The first commemoration of the Battle of St. George’s Cay was in 1898, one hundred years after 1798, and it is said by some that the reason for the “Centennial” was insincere. Afro Belizean-leader, Simon Lamb had been thwarted in efforts to celebrate the 50-year anniversary of the official end of the slavery system. It was appropriate that Belize commemorated the end of slavery, in 1838. Our African ancestors were a people who were uprooted from their homeland and forced to labor for another’s gain. Those 300 plus years during which people of African ancestry were enslaved and forced to work on sugarcane/cotton plantations and in the forests of the Caribbean and mainland America are without comparison, and left scars so deep that the impact is still felt many generations later. The Centennial, it has been said, was an attempt to show that there was no divide between whites/high browns and browns/blacks, and when it was celebrated, Lamb, a black Kriol was at the fore.

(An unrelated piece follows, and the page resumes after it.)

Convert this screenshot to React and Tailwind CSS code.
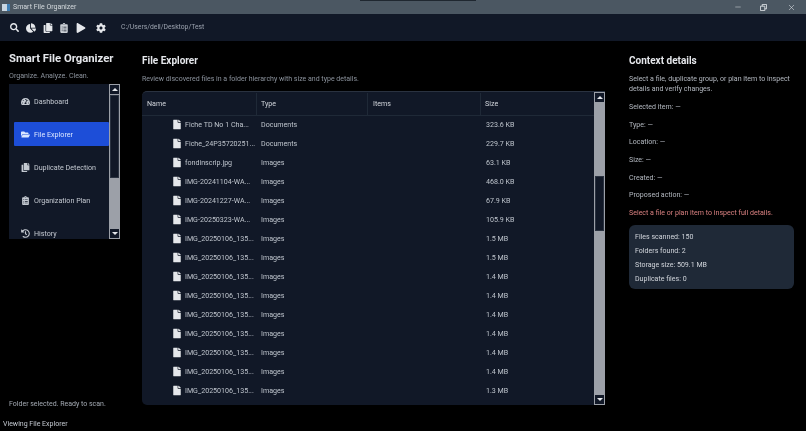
import { Minus, X } from "lucide-react"
import {
  FaSearch,
  FaChartPie,
  FaCopy,
  FaClipboardList,
  FaPlay,
  FaCog,
  FaFile,
  FaTachometerAlt,
  FaFolderOpen,
  FaHistory,
} from "react-icons/fa"

const font = { fontFamily: 'Roboto, "Noto Sans", sans-serif' }

const rows = [
  ["Fiche TD No 1 Cha...", "Documents", "323.6 KB"],
  ["Fiche_24P35720251...", "Documents", "229.7 KB"],
  ["fondinscrip.jpg", "Images", "63.1 KB"],
  ["IMG-20241104-WA...", "Images", "468.0 KB"],
  ["IMG-20241227-WA...", "Images", "67.9 KB"],
  ["IMG-20250323-WA...", "Images", "105.9 KB"],
  ["IMG_20250106_135...", "Images", "1.5 MB"],
  ["IMG_20250106_135...", "Images", "1.5 MB"],
  ["IMG_20250106_135...", "Images", "1.4 MB"],
  ["IMG_20250106_135...", "Images", "1.4 MB"],
  ["IMG_20250106_135...", "Images", "1.4 MB"],
  ["IMG_20250106_135...", "Images", "1.4 MB"],
  ["IMG_20250106_135...", "Images", "1.4 MB"],
  ["IMG_20250106_135...", "Images", "1.4 MB"],
  ["IMG_20250106_135...", "Images", "1.3 MB"],
  ["", "", ""],
]

const details = ["Selected item: —", "Type: —", "Location: —", "Size: —", "Created: —", "Proposed action: —"]
const stats = ["Files scanned: 150", "Folders found: 2", "Storage size: 509.1 MB", "Duplicate files: 0"]

function Arrow({ down }) {
  return (
    <div className="h-[11px] shrink-0 bg-[#9ca0a8] flex items-center justify-center">
      <div className="w-[9px] h-[9px] bg-[#111827] flex items-center justify-center">
        <div className={`w-0 h-0 border-x-[3px] border-x-transparent ${down ? "border-t-[3px] border-t-[#e5e7eb]" : "border-b-[3px] border-b-[#e5e7eb]"}`} />
      </div>
    </div>
  )
}

function NavItem({ icon, label, active }) {
  return (
    <div className={`flex items-center h-[24px] shrink-0 rounded-[1px] ${active ? "bg-[#1d4ed8] text-[#dbe6ff]" : "text-[#c4c9d1]"}`}>
      <div className="w-[18px] pl-[4px] flex justify-center shrink-0">{icon}</div>
      <span className="ml-[2px] pt-[1px] text-[7.150px] leading-none whitespace-nowrap">{label}</span>
    </div>
  )
}

export default function App() {
  return (
    <div style={font} className="w-[806px] h-[431px] overflow-hidden bg-black flex flex-col relative">
      {/* window title bar */}
      <div className="h-[14px] shrink-0 bg-[#4b5762] flex items-center relative">
        <div className="ml-[2px] w-[8px] h-[7px] bg-[#c9d6e2] border-r-[3px] border-[#3f7fb5]" />
        <span className="ml-[3px] text-[7px] text-[#d5dade] leading-none will-change-transform">Smart File Organizer</span>
        <div className="absolute top-0 left-[360px] w-[116px] h-[1px] bg-[#1f2730]" />
        <div className="ml-auto flex items-center text-[#dfe3e7]">
          <Minus size={8} strokeWidth={1.500} className="mr-[18px]" />
          <svg viewBox="0 0 8 8" className="w-[7px] h-[7px] mr-[20px] fill-none stroke-[#dfe3e7]">
            <path d="M.5 2.500h5v5h-5zM2.500 2.500v-2h5v5h-2" />
          </svg>
          <X size={9} strokeWidth={1.500} className="mr-[10px]" />
        </div>
      </div>

      {/* toolbar */}
      <div className="h-[27px] shrink-0 bg-[#111827] flex items-center pl-[10px] text-[#e5e7eb]">
        <FaSearch size={9} />
        <FaChartPie size={10} className="ml-[7px]" />
        <FaCopy size={10} className="ml-[7px]" />
        <FaClipboardList size={10} className="ml-[6px] text-[#cbd0d6]" />
        <FaPlay size={10} className="ml-[6.500px]" />
        <FaCog size={10} className="ml-[10px]" />
        <span className="ml-[15.500px] text-[6.800px] text-[#9ca3af] leading-none will-change-transform">C:/Users/dell/Desktop/Test</span>
      </div>

      <div className="flex-1 flex min-h-0">
        {/* sidebar */}
        <aside className="w-[142px] shrink-0 pl-[9px] flex flex-col will-change-transform">
          <h1 className="mt-[10px] text-[11.300px] leading-[15px] font-bold text-[#e5e7eb] whitespace-nowrap">Smart File Organizer</h1>
          <p className="mt-[5px] text-[7.100px] leading-[9px] text-[#8b929c]">Organize. Analyze. Clean.</p>
          <div className="mt-[4px] w-[111px] h-[155px] bg-[#111827] flex overflow-hidden">
            <div className="w-[100px] shrink-0 pl-[5px] pt-[5px] flex flex-col gap-[9px]">
              <NavItem icon={<FaTachometerAlt size={9} />} label="Dashboard" />
              <NavItem icon={<FaFolderOpen size={9} />} label="File Explorer" active />
              <NavItem icon={<FaCopy size={9} />} label="Duplicate Detection" />
              <NavItem icon={<FaClipboardList size={9} />} label="Organization Plan" />
              <NavItem icon={<FaHistory size={9} />} label="History" />
            </div>
            <div className="ml-auto w-[11px] flex flex-col bg-[#9ca0a8] px-[1px]">
              <Arrow />
              <div className="h-[83px] bg-[#111827] border border-[#2a3240]" />
              <div className="flex-1" />
              <Arrow down />
            </div>
          </div>
          <p className="mt-auto mb-[8px] text-[7px] leading-[9px] text-[#a3a9b2]">Folder selected. Ready to scan.</p>
        </aside>

        {/* file explorer */}
        <main className="w-[463px] shrink-0 flex flex-col will-change-transform">
          <h2 className="mt-[13px] text-[10px] leading-[13px] font-bold text-[#e5e7eb]">File Explorer</h2>
          <p className="mt-[8px] text-[7px] leading-[9px] text-[#8b929c] whitespace-nowrap">Review discovered files in a folder hierarchy with size and type details.</p>
          <div className="mt-[7px] h-[314px] bg-[#111827] rounded-l-[5px] border-t border-[#2a3240] flex overflow-hidden">
            <div className="flex-1 min-w-0 flex flex-col">
              <div className="h-[24px] shrink-0 flex items-center border-b border-[#1f2937] text-[7.100px] text-[#d1d5db] pt-[1px]">
                <div className="w-[115px] h-full flex items-center pl-[5px] border-r border-[#1f2937]">Name</div>
                <div className="w-[111px] h-full flex items-center pl-[4px] border-r border-[#1f2937]">Type</div>
                <div className="w-[113px] h-full flex items-center pl-[5px] border-r border-[#1f2937]">Items</div>
                <div className="flex-1 h-full flex items-center pl-[4px]">Size</div>
              </div>
              <div className="flex-1 min-h-0 overflow-hidden">
                {rows.map((row, i) => (
                  <div key={i} className="h-[19px] shrink-0 flex items-center text-[7.100px] text-[#bfc5cd] whitespace-nowrap -translate-y-[0.500px]">
                    <div className="w-[115px] shrink-0 flex items-center pl-[30px]">
                      <FaFile size={10} className="shrink-0 text-[#e5e7eb]" />
                      <span className="ml-[3px]">{row[0]}</span>
                    </div>
                    <div className="w-[111px] shrink-0 pl-[4px]">{row[1]}</div>
                    <div className="w-[113px] shrink-0" />
                    <div className="pl-[5px]">{row[2]}</div>
                  </div>
                ))}
              </div>
            </div>
            <div className="w-[11px] shrink-0 flex flex-col bg-[#9ca0a8] px-[1px]">
              <Arrow />
              <div className="h-[73px] shrink-0" />
              <div className="h-[55px] shrink-0 bg-[#111827] border border-[#2a3240]" />
              <div className="flex-1" />
              <Arrow down />
            </div>
          </div>
        </main>

        {/* context panel */}
        <aside className="flex-1 pl-[24px] pr-[12px] flex flex-col will-change-transform">
          <h2 className="mt-[13px] text-[10px] leading-[13px] font-bold text-[#e5e7eb]">Context details</h2>
          <p className="mt-[7px] text-[7.050px] leading-[9.500px] text-[#b4b9c1]">Select a file, duplicate group, or plan item to inspect details and verify changes.</p>
          <div className="mt-[9px] flex flex-col gap-[8.700px]">
            {details.map((d) => (
              <p key={d} className="text-[7.050px] leading-[9px] text-[#b4b9c1]">{d}</p>
            ))}
          </div>
          <p className="mt-[9px] text-[7.050px] leading-[9px] text-[#d98080] whitespace-nowrap">Select a file or plan item to inspect full details.</p>
          <div className="mt-[8px] h-[64px] rounded-[6px] bg-[#1f2937] pl-[6px] flex flex-col justify-center gap-[5px]">
            {stats.map((s) => (
              <p key={s} className="text-[7.050px] leading-[9px] text-[#d1d5db]">{s}</p>
            ))}
          </div>
        </aside>
      </div>

      {/* status bar */}
      <div className="h-[14px] shrink-0 bg-black flex items-center pl-[3px] text-[7px] text-[#c4c9d1] will-change-transform">Viewing File Explorer</div>
    </div>
  )
}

Annually, since 1898, the 10th has been celebrated across our country, and the glory was something to behold, and did not begin to fade until after PUP leader, George Price remarked in the late 1950s that it was a source of division between Afro Belizeans in Belize City and Mestizo Belizeans living in the northern districts. Prior to Price questioning the 10th celebration, the occasion already had a few detractors, and when the PUP started putting all its emphasis on a rival Independence movement (National Day) parade, with an Independence movement (Miss Independence) queen, the celebration of the 1798 Battle began to decline.

Over time the 10th has come to be seen as solely a Belize Kriol thing. Belizeans who came to the country after we became an official colony of Great Britain in 1862—East Indians, Chinese, Lebanese, Palestinians, Mennonites, and others—were among the first to lose interest in the 10th celebrations. The Garinagu and the Maya haven’t been big flag wavers in the 10th parade either. And now, even the Belize Kriol, Afro descendants of the enslaved Africans who inhabited the settlement in 1798, are lukewarm about the celebration.

Over the years, the Amandala has looked at the 10th from angles other than the one in which master and slave are supposed to have fought shoulder to shoulder. The Amandala has said that rather than slaves and masters fighting shoulder to shoulder, “Black people were keeping their options open in September of 1798”.

The Belize Kriol are not a homogenous group, and speaking on why they were united in the celebration of the 10th, the Amandala said “there was more to it than an elite native class celebrating the 1798 military success of British Baymen. Amongst the roots masses of blacks and browns in Belize, there was and is a strong tradition which regards the Tenth as ‘fu we day.’ Remember now, that these masses of Belizean blacks and browns were the same people who were leading the fight against British colonialism during the 1950’s and 1960’s. These were not Uncle Toms. They were the rebels of British Honduras, but they had a tradition which had regarded the Tenth of September as something special.” However, the Amandala noted, “if the black majority had won anything in September of 1798, their socio-economic situation today would be different. The people who won on September 10, 1798, were the European slave owners and a small percentage of free coloreds and free blacks who allied themselves with them.”

But while 1798 didn’t turn life here into a bed of roses for our Afro ancestors, and Belizeans who are black still have hills to climb, there is something, indeed much for them and all Belizeans to be grateful for.

It has been said that the gift of September 10 is that we are an English-speaking country. It should count for something that we escaped the mess that Spain left behind when her empire collapsed. It is only recently that the countries around us – Mexico, Guatemala, Honduras, and El Salvador – have come under civilian leadership. Those countries experienced numerous dictatorships, and civil wars, as a European remnant tried to exert their will on the indigenous peoples that were once ruled by Spain. In contrast, the Baymen leaders of the settlement chose to become a colony of Great Britain in 1862, the anti-colonial movement of grassroots citizens demanded and got self-government in 1964, and with the support of the United Nations, Belizeans all gained our independence in 1981.

It could be strongly argued that this Belize we know, this Jewel, this noble spot, isn’t possible without the 10th, “baggage” and all. Our national anthem describes our country as a tranquil haven. This is not a blessing to be spat on. Happy 10th to all Belizeans!

In the Sarstoon, Guatemala is no good neighbor

A casual observer of the recent incident in the Sarstoon between our Territorial Volunteers, under the leadership of the valiant Wil Maheia, and the Guatemalan Armed Forces (GAF), might conclude that the man at the helm of the Guat vessel was incompetent, a landlubber, no capitán. But as XTV’s Krem News noted, in the first instance “it appeared that in approaching the vessel in which BTV leader Wil Maheia was traveling, the GAF came in too fast and as they swerved to turn, the military vessel rammed into the side of the BTV’s vessel. However, it quickly became clear that the move had been intentional, as the GAF then rammed into the BTV vessel two more times before moving off.” Krem News said a commander in the GAF vessel was “heard saying he can shoot out” the engine of the Belizean vessel.

Last week, the president of Guatemala invited our prime minister over to have discussions on mutual economic interests. But in the Sarstoon, the GAF behaved unruly. It seems that Guatemala will never get over the fact that “Belice no es suyos”, that that boat sailed in 1859. In 1981 the United Nations advised those who can’t come to grips with that fact, to get over it.